● Your goal:
Write out the entries verbatim and leave the images out of the copy.

-- BEGIN Material for this exercise --

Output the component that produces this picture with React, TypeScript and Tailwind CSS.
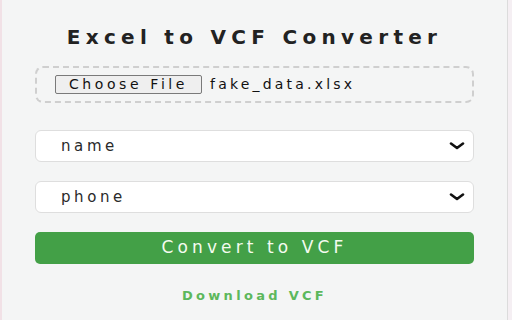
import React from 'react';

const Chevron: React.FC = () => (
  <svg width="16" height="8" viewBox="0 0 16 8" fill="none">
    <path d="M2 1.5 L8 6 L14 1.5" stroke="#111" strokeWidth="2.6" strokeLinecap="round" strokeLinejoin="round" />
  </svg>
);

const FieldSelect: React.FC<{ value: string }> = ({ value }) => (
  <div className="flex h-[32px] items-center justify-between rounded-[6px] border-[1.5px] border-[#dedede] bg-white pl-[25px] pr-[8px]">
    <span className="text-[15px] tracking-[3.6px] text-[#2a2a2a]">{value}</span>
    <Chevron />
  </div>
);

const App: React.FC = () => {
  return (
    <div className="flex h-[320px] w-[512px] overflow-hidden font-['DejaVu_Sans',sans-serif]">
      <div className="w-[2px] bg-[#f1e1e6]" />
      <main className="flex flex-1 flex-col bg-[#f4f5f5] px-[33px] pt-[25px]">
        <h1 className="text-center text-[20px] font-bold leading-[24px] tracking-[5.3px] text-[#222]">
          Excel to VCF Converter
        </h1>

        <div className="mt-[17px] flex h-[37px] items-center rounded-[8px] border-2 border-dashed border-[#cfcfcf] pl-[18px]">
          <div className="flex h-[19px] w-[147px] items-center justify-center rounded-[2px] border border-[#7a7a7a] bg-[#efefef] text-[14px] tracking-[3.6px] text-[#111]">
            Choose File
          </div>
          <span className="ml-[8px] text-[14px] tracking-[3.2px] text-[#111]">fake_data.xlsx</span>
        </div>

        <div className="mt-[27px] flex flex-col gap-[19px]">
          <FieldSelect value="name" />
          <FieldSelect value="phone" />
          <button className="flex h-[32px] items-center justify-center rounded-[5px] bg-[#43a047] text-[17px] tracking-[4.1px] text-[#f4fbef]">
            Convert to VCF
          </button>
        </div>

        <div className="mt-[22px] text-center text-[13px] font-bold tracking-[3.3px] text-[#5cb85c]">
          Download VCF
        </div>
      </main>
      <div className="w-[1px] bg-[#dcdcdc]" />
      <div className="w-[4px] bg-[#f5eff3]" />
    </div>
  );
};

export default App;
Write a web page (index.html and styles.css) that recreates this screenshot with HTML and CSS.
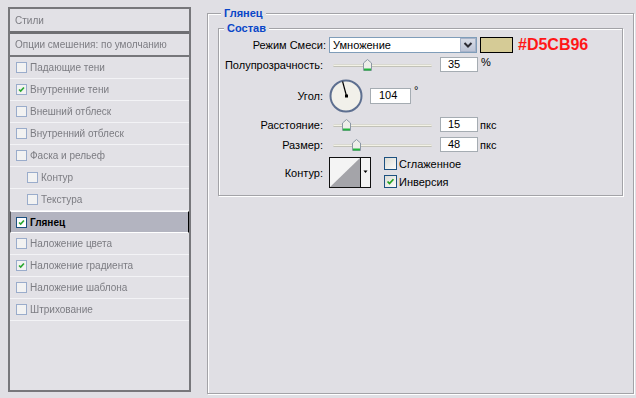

-- END Material for this exercise --

● Result of the exercise:
Output the component that produces this picture with React, TypeScript and Tailwind CSS.
import React from 'react';

const Chevron: React.FC = () => (
  <svg width="16" height="8" viewBox="0 0 16 8" fill="none">
    <path d="M2 1.5 L8 6 L14 1.5" stroke="#111" strokeWidth="2.6" strokeLinecap="round" strokeLinejoin="round" />
  </svg>
);

const FieldSelect: React.FC<{ value: string }> = ({ value }) => (
  <div className="flex h-[32px] items-center justify-between rounded-[6px] border-[1.5px] border-[#dedede] bg-white pl-[25px] pr-[8px]">
    <span className="text-[15px] tracking-[3.6px] text-[#2a2a2a]">{value}</span>
    <Chevron />
  </div>
);

const App: React.FC = () => {
  return (
    <div className="flex h-[320px] w-[512px] overflow-hidden font-['DejaVu_Sans',sans-serif]">
      <div className="w-[2px] bg-[#f1e1e6]" />
      <main className="flex flex-1 flex-col bg-[#f4f5f5] px-[33px] pt-[25px]">
        <h1 className="text-center text-[20px] font-bold leading-[24px] tracking-[5.3px] text-[#222]">
          Excel to VCF Converter
        </h1>

        <div className="mt-[17px] flex h-[37px] items-center rounded-[8px] border-2 border-dashed border-[#cfcfcf] pl-[18px]">
          <div className="flex h-[19px] w-[147px] items-center justify-center rounded-[2px] border border-[#7a7a7a] bg-[#efefef] text-[14px] tracking-[3.6px] text-[#111]">
            Choose File
          </div>
          <span className="ml-[8px] text-[14px] tracking-[3.2px] text-[#111]">fake_data.xlsx</span>
        </div>

        <div className="mt-[27px] flex flex-col gap-[19px]">
          <FieldSelect value="name" />
          <FieldSelect value="phone" />
          <button className="flex h-[32px] items-center justify-center rounded-[5px] bg-[#43a047] text-[17px] tracking-[4.1px] text-[#f4fbef]">
            Convert to VCF
          </button>
        </div>

        <div className="mt-[22px] text-center text-[13px] font-bold tracking-[3.3px] text-[#5cb85c]">
          Download VCF
        </div>
      </main>
      <div className="w-[1px] bg-[#dcdcdc]" />
      <div className="w-[4px] bg-[#f5eff3]" />
    </div>
  );
};

export default App;
Write a web page (index.html and styles.css) that recreates this screenshot with HTML and CSS.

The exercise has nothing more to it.